Em artigo publicado pela mesma autora, nos Anais do V Congresso Brasileiro de Direito de Família, ela escreve que “o compartilhamento também pode ser solução para os litígios nos quais as crianças são utilizadas como armas de guerra, na interferência contínua de um dos genitores na possibilidade de relacionamento com o não guardião. Referimo-nos aos casos de visitas dificultadas ou impedidas, em que os contatos telefônicos são proibidos e dificultados, além de ser o genitor não guardião excluído de comemorações e eventos e de informações da vida social, escolar e de informações sobre a saúde do filho. A guarda compartilhada viria de encontro a esse genitor, instrumentalizando-o com o poder que a lei confere, tendo igual poder de decisão sobre seus filhos e, portanto, estando menos sujeito às manipulações do outro.”.1
Desta forma, encontramos muitos casos em que a guarda uniparental é utilizada como meio de manipulação da relação por um dos genitores, buscando ferir o outro seja por qual motivo for. Assim, persistem em litigar, colocando a criança em meio a uma disputa de interesses em que somente ela sai prejudicada.

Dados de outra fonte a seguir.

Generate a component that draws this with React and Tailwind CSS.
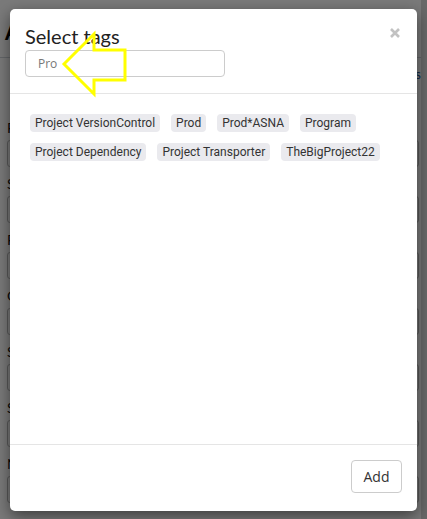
import { useState } from "react";

const tags = [
  "Project VersionControl",
  "Prod",
  "Prod*ASNA",
  "Program",
  "Project Dependency",
  "Project Transporter",
  "TheBigProject22",
];

const fields = ["Field", "Status", "Family", "Category", "Site", "Source", "Notes"];

export default function App() {
  const [query, setQuery] = useState("Pro");

  return (
    <div className="relative flex h-[519px] w-[427px] overflow-hidden bg-white font-['Lato',sans-serif]">
      <BackgroundPage />
      <div className="w-[6px] bg-[#dcdcdc]" />
      <div className="absolute inset-0 bg-black/[0.52]" />
      <TagModal query={query} setQuery={setQuery} />
      <Arrow />
    </div>
  );
}

function BackgroundPage() {
  return (
    <div className="flex w-[421px] flex-col">
      <h1 className="h-[58px] border-b border-gray-300 px-[5px] pt-[19px] text-[22px] font-bold leading-[26px] text-black">
        Add Item
      </h1>
      <div className="flex justify-end pt-[8px] text-[13px] leading-[16px] text-[#1e5a9c]">
        Select tags
      </div>
      <div className="flex flex-col gap-[9px] pl-[7px] pr-[2px] pt-[38px]">
        {fields.map((f) => (
          <div key={f} className="flex flex-col gap-[4px]">
            <label className="text-[14px] leading-[16px] text-[#111]">{f}</label>
            <div className="h-[27px] rounded-[3px] border border-[#bbb] bg-white" />
          </div>
        ))}
      </div>
    </div>
  );
}

function TagModal({ query, setQuery }) {
  return (
    <div className="absolute left-[10px] top-[9px] flex h-[502px] w-[407px] flex-col rounded-[5px] bg-white shadow-[0_5px_15px_rgba(0,0,0,0.5)]">
      <div className="relative border-b border-[#e5e5e5] px-[15px] pb-[16px] pt-[15px]">
        <h4 className="text-[20px] leading-[24px] text-[#222]">Select tags</h4>
        <input
          value={query}
          onChange={(e) => setQuery(e.target.value)}
          className="mt-[2px] h-[27px] w-[200px] rounded-[4px] border border-[#ccc] px-[12px] font-['Open_Sans',sans-serif] text-[12px] text-[#777] outline-none"
        />
        <button className="absolute right-[17px] top-[19px] text-[#c2c2c2]">
          <svg width="10" height="10" viewBox="0 0 10 10">
            <path d="M1 1 L9 9 M9 1 L1 9" stroke="currentColor" strokeWidth="2.6" />
          </svg>
        </button>
      </div>
      <div className="flex-1 px-[20px] pt-[20px]">
        <div className="flex flex-wrap gap-x-[11px] gap-y-[11px] font-['Roboto',sans-serif]">
          {tags.map((t) => (
            <span
              key={t}
              className="h-[18px] rounded-[4px] bg-[#eaeaee] px-[5px] text-[12px] leading-[18px] text-[#333]"
            >
              {t}
            </span>
          ))}
        </div>
      </div>
      <div className="flex justify-end border-t border-[#e5e5e5] pb-[18px] pr-[15px] pt-[15px]">
        <button className="h-[33px] w-[51px] rounded-[4px] border border-[#ccc] bg-white font-['Open_Sans',sans-serif] text-[14px] text-[#333]">
          Add
        </button>
      </div>
    </div>
  );
}

function Arrow() {
  return (
    <svg className="absolute left-0 top-0" width="140" height="110" viewBox="0 0 140 110">
      <polygon
        points="64,64 94,34 94,50 125,50 125,80 94,80 94,94"
        fill="none"
        stroke="#ffff00"
        strokeWidth="3"
        strokeLinejoin="miter"
      />
    </svg>
  );
}
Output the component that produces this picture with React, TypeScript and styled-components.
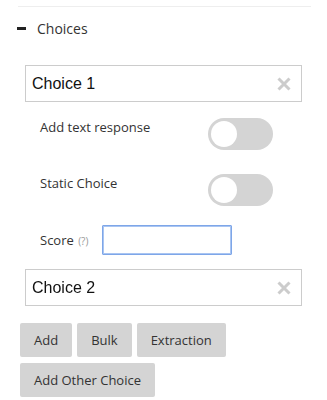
import styled, { createGlobalStyle } from 'styled-components';

const GlobalStyle = createGlobalStyle`
  body {
    margin: 0;
    background: #fff;
    font-family: "Open Sans", "Noto Sans", sans-serif;
    color: #333;
  }
`;

const choices = ['Choice 1', 'Choice 2'];

const App = () => {
  return (
    <>
      <GlobalStyle />
      <Panel>
        <Divider />
        <Header>
          <Dash />
          <Title>Choices</Title>
        </Header>
        <ChoiceBox>
          <ChoiceText>{choices[0]}</ChoiceText>
          <CloseIcon />
        </ChoiceBox>
        <Options>
          <OptionRow $space={24}>
            <Label>Add text response</Label>
            <Toggle />
          </OptionRow>
          <OptionRow $space={19}>
            <Label>Static Choice</Label>
            <Toggle />
          </OptionRow>
          <ScoreRow>
            <Label>
              Score <Hint>(?)</Hint>
            </Label>
            <ScoreInput defaultValue="" autoFocus />
          </ScoreRow>
        </Options>
        <ChoiceBox $last>
          <ChoiceText>{choices[1]}</ChoiceText>
          <CloseIcon />
        </ChoiceBox>
        <ButtonsContainer>
          <Button>Add</Button>
          <Button>Bulk</Button>
          <Button>Extraction</Button>
          <Button>Add Other Choice</Button>
        </ButtonsContainer>
      </Panel>
    </>
  );
};

const CloseIcon = () => (
  <svg width="14" height="14" viewBox="0 0 14 14">
    <path d="M1.5 1.5 L12.5 12.5 M12.5 1.5 L1.5 12.5" stroke="#cccccc" strokeWidth="3" />
  </svg>
);

export default App;

const Panel = styled.div`
  width: 327px;
  padding: 6px 0 0 0;
  box-sizing: border-box;
`;

const Divider = styled.div`
  margin-left: 18px;
  width: 293px;
  height: 1px;
  background: #eeeeee;
`;

const Header = styled.div`
  display: flex;
  align-items: center;
  height: 20px;
  margin: 11px 0 0 17px;
`;

const Dash = styled.span`
  width: 9px;
  height: 3px;
  background: #222;
  margin-right: 11px;
`;

const Title = styled.span`
  font-size: 14px;
  color: #333;
`;

const ChoiceBox = styled.div<{ $last?: boolean }>`
  display: flex;
  align-items: center;
  justify-content: space-between;
  box-sizing: border-box;
  width: 277px;
  height: 37px;
  margin: ${(p) => (p.$last ? '14px' : '27px')} 0 0 25px;
  padding: 0 10px 0 6px;
  border: 1px solid #cccccc;
`;

const ChoiceText = styled.span`
  font-family: "Liberation Sans", Arial, sans-serif;
  font-size: 16px;
  color: #111;
`;

const Options = styled.div`
  display: flex;
  flex-direction: column;
  margin: 16px 0 0 40px;
`;

const OptionRow = styled.div<{ $space: number }>`
  display: grid;
  grid-template-columns: 168px 65px;
  align-items: start;
  height: 32px;
  margin-bottom: ${(p) => p.$space}px;
`;

const Label = styled.span`
  font-size: 13px;
  line-height: 18px;
  color: #333;
  white-space: nowrap;
`;

const Hint = styled.span`
  font-size: 10px;
  color: #999;
  margin-left: 1px;
`;

const Toggle = styled.span`
  position: relative;
  display: block;
  width: 65px;
  height: 32px;
  border-radius: 16px;
  background: #d4d4d4;

  &::after {
    content: '';
    position: absolute;
    left: 3px;
    top: 3px;
    width: 26px;
    height: 26px;
    border-radius: 50%;
    background: #fff;
  }
`;

const ScoreRow = styled.div`
  display: grid;
  grid-template-columns: 62px 130px;
  align-items: center;
`;

const ScoreInput = styled.input`
  box-sizing: border-box;
  width: 130px;
  height: 30px;
  margin: 0;
  padding: 0 6px;
  border: 1px solid #7ea6e8;
  border-radius: 1px;
  outline: 1px solid #a9c5f2;
  outline-offset: -2px;
  font-family: "Liberation Sans", Arial, sans-serif;
  font-size: 14px;
  caret-color: #333;
`;

const ButtonsContainer = styled.div`
  display: flex;
  flex-wrap: wrap;
  gap: 6px 5px;
  width: 220px;
  margin: 17px 0 0 20px;
`;

const Button = styled.button`
  height: 34px;
  padding: 0 14px;
  background-color: #d4d4d4;
  color: #333;
  border: none;
  border-radius: 2px;
  font-family: "Open Sans", "Noto Sans", sans-serif;
  font-size: 13px;
  cursor: pointer;

  &:hover {
    background-color: #c8c8c8;
  }
`;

Mesmo com a promulgação da lei 11.698/08, que institui e disciplina a guarda compartilhada de filhos menores, percebe-se que ainda há acentuada resistência de juízes e de alguns tribunais na sua implementação. Isto porque, na maioria dos casos em que existe o litígio, ocorre a falta de diálogo entre as partes, dificultando as decisões que devem ser tomadas em conjunto na vida dos filhos.
É imprescindível compreender a guarda compartilhada como possibilidade prevista em lei, pois, ainda hoje, ela encontra-se sujeita ao entendimento subjetivo do magistrado. Contudo, deve ele considerar que a rivalidade entre os genitores não pode prejudicar o direito dos filhos em ter a presença de uma mãe e de um pai no seu convívio.
A vida em família é direito garantido pelo artigo 227 da Constituição Federal, e é regulado pelo Estatuto da Criança e do Adolescente. Dessa forma, como regulamentado, o direito pátrio elegeu a família como berço da dignidade da pessoa humana, onde tem início a sua origem como indivíduo.
A convivência equilibrada da criança com pai e a mãe não significa que ela deve conviver com ambos de maneira igual. Deve existir uma flexibilidade na fixação da guarda, buscando sempre um referencial de melhor interesse para a criança.
Resta aos pais compreender que compartilhar esse convívio com o filho é um dever inerente à paternidade/maternidade e um direito da criança em ver-se respeitada.
Com essas considerações, resta somente aos genitores a tarefa de assegurar à criança a oportunidade de desenvolver-se como indivíduo, acolhendo-a em um ambiente saudável e familiar, em que se sinta protegida, afastando-a de um jogo de disputas em que ela é a maior prejudicada.
Nota
1 MOTTA, Maria Antonieta Pisano. "Compartilhando a guarda no consenso e no litígio". Anais do V Congresso Brasileiro de Direito de Família. Família e Dignidade Humana. Belo Horizonte. 2005.